A Goldilocks solution
Not all readers are going to have Kealey’s extensive background in strategic planning, and she may have been optimistic when she wrote that communicators don’t need to have years of experience to take advantage of the Results Map Handbook. For those without significant exposure to strategy development, the content may be overwhelming. Still, Kealey believes that even beginners can take advantage of the planning process and that all it requires is the desire to work smarter and get better results from finite resources.

At the other end of the spectrum, some seasoned practitioners may balk at being seen using such a comprehensive and detailed how-to manual for something that is supposed to be their professional field of expertise. However, strategy development is not an everyday requirement for most communicators, so a refresher in current best practices plus the utility of the online tools does make the handbook of value even to the most senior.

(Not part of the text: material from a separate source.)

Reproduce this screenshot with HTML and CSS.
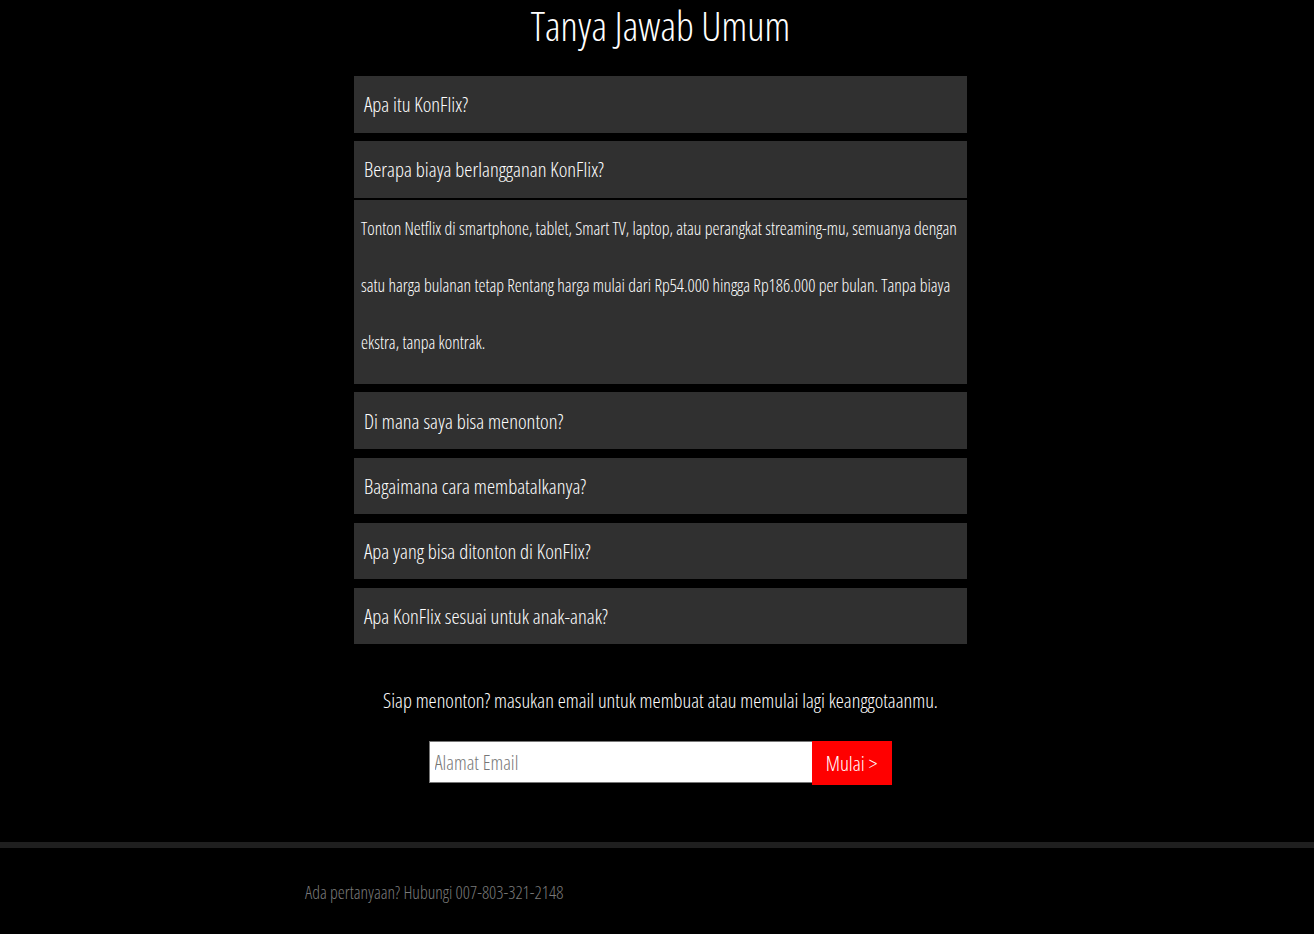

Perhaps Kealey has hit upon a Goldilocks solution, with her guide best suited for communicators who fall in the broad middle, those with moderate levels of experience who understand basic principles and know what a successful program should look like so they can make the most of the methodology in their work.

Kealey says that real, long-term results come from empowering communicators to help themselves by building in-house capacity for strategic thinking and, in the process, creating far greater value than any consultant-for-hire could deliver by swooping in for a quick win before an even quicker exit.

However, she also says that fish perceive water last. Many communicators don’t take sufficient stock of their current environments to identify the problems that are limiting their ability to think, act and lead strategically. In this respect, her methodology might be just what you need to develop the fresh and penetrating perspective necessary for a more strategic way of thinking.

Alexandra Reid is a writer and community manager living in Ottawa.